Breaking news brings out the fakers. And the Photoshop-ers.
This checklist (originally published here) proves its value over and over again.
This week’s terrorist attack in London was no exception. In the aftermath of a confusing violent incident, unscrupulous people with an agenda, pranksters and the well-meaning all throw things into the information soup.
Some are unsavoury, for example:
The Heartless Headscarf Woman Meme
The freelance photographer who took the photo, however, said the woman at right seemed shocked and was just trying to get out of the area. (Police were telling people to leave.)
“Looking back at the pictures now, she looks visibly distraught in both pictures in my opinion,” Jamie Lorriman told The Guardian.
Keep calm and carry on
This one was more benign, but still fake. It purported to be a dry-erase board at a London tube station:
The BBC took it at face value, as did British Prime Minister Teresa May, who told the House of Commons that it was “a wonderful tribute” which “encapsulated everything everybody in this House has said today.”
It was also a fake, made with the sign generator here. We’ve been playing with it, and you can too:
“Fake news and hoaxes routinely take advantage of plausibility,” the Washington Post explains. “Create a story or image that sounds or looks right to one particular viewpoint, and maybe it’ll be shared uncritically.”
Guy with a knife? British cop? Vaguely Afghan hat? It’ll do
Wrong year, wrong person, wrong location (the image was of a man who waved two knives near Buckingham Palace in 2013, seemed to be mostly a danger to himself, and was Tasered.)
But it was good enough for several Russian news outlets:
And I would have gotten away with it if it hadn’t have been for you kids!
Can a resourceful band of Internet sleuths identify the London attacker within hours, by Googling stuff?
In fake news news this week:
- There’s no fake news on LinkedIn, asserts its executive editor, Daniel Roth. The reason seems to be that LinkedIn participants are in professional mode, and sharing fake news would damage their credibility.
- “The main factor in determining a reader’s trust in an article appears to be who shared it, not the news organization that published it,” a new study finds. The Nieman Lab explains.
- The FBI is investigating whether the right-wing Breitbart and Infowars sites were promoted during the U.S. election by Russian bots, the U.S. McClatchy newspaper chain reports. “Operatives for Russia appear to have strategically timed the computer commands … to blitz social media with links to the pro-Trump stories at times when the billionaire businessman was on the defensive in his race against Democrat Hillary Clinton … sources said.”
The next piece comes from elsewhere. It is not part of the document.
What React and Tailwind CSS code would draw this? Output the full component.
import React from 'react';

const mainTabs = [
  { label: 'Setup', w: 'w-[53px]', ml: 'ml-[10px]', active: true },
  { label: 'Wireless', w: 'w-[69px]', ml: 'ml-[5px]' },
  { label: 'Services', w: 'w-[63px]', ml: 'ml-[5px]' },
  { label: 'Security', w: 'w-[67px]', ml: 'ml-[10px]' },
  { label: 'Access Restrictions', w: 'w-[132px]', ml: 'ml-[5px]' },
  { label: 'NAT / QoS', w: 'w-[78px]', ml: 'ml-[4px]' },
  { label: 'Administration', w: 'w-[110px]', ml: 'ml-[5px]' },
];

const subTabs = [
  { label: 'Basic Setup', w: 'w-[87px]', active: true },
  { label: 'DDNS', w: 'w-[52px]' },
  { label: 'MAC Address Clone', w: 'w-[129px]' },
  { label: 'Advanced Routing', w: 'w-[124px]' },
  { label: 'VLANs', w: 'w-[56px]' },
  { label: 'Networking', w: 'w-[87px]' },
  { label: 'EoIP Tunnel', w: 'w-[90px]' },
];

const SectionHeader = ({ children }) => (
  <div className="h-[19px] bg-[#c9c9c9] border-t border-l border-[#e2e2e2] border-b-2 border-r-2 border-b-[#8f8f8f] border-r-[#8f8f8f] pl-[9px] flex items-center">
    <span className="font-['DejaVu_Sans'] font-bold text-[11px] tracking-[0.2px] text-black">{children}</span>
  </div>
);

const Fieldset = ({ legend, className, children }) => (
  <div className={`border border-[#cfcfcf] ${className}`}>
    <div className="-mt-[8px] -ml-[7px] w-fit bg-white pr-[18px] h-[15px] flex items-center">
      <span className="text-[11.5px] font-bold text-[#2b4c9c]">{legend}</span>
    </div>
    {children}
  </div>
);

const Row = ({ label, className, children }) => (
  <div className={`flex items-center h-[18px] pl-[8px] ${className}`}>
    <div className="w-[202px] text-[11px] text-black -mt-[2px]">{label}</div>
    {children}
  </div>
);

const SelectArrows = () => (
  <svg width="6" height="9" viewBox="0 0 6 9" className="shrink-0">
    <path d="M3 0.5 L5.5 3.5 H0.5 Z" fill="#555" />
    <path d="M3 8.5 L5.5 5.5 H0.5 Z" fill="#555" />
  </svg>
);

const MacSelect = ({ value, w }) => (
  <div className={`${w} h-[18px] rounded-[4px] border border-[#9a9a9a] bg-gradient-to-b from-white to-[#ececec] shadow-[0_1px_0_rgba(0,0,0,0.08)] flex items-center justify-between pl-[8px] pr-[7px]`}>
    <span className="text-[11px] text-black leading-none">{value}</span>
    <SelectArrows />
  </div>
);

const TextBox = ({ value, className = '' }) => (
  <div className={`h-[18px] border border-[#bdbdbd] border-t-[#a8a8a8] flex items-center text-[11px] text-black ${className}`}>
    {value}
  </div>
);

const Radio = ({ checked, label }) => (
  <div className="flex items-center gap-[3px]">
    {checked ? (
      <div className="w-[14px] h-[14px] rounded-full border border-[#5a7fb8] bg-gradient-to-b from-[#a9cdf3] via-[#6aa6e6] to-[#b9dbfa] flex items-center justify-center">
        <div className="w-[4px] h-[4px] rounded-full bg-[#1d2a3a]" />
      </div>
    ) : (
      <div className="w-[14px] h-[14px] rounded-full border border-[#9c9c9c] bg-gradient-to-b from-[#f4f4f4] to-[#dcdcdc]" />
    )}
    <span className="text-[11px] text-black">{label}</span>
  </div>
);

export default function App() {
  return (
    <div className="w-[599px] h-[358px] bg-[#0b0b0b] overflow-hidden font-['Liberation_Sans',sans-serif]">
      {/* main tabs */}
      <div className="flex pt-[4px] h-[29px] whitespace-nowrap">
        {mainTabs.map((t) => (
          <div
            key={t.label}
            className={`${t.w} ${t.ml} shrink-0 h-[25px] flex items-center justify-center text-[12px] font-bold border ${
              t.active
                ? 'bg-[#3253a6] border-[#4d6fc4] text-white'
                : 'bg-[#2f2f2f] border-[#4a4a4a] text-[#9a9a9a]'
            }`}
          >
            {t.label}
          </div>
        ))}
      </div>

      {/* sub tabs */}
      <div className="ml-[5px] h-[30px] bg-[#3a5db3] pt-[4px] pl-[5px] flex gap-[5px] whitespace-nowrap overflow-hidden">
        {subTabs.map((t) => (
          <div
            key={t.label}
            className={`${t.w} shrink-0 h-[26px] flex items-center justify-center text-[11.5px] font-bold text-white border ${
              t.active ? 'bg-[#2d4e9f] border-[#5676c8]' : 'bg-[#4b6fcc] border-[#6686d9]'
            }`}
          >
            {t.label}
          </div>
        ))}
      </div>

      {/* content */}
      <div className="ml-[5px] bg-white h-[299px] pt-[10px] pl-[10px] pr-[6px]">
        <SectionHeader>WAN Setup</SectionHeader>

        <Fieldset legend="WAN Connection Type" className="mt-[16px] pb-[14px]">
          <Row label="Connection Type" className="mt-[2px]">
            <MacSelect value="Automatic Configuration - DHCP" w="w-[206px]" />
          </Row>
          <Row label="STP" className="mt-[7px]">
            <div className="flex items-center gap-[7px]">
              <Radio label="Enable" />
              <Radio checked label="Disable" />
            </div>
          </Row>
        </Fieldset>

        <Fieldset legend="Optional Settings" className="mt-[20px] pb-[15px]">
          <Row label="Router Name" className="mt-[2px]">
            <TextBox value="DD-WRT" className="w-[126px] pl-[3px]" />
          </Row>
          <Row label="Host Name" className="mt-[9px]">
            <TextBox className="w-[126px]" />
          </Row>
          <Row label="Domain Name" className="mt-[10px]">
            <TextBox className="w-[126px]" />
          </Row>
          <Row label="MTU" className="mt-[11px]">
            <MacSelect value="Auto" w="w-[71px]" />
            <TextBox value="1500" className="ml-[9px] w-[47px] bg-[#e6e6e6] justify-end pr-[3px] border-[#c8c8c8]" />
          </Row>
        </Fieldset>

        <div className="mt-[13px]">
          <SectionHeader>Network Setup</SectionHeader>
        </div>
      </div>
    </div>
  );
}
- Fake news, and the splintering of media into many silos micro-targeting different ideological groups, has the potential to damage society’s collective memory, a psychologist argues. Fake news in the present means fake memories in the future, which harms our ability to agree on basic facts across different political beliefs. “In the old days, there were corrective forces because really there were just a few information channels, and they were mostly trying to present valid news. Now there are channels that are not even pretending to do that. They’re trying to make money by getting people to click on them.”
- The Guardian takes Facebook’s tool for flagging fake news out for a test drive on the “Irish people were slaves too” story we discussed last week. At the moment, it only seems to work in the United States.
- U.S. Naval War College professor Tom Nichols argues that “…people have become overly critical of journalists for the same reason that they’re overly critical of government. They’re critical of journalists for giving them exactly what they want — stories tailored to them, pared down, pre-chewed and dressed up with pretty pictures — and then they say the media isn’t informing us enough.” His recently published book is called The Death of Expertise: The Campaign Against Established Knowledge and Why it Matters.
- Mother Jones talks to the Sleeping Giants, a group that lobbies companies to pull their ads from appearing on sites like Breitbart. (Because of the automated way online advertising is sold, they generally don’t know about it until it’s pointed out.)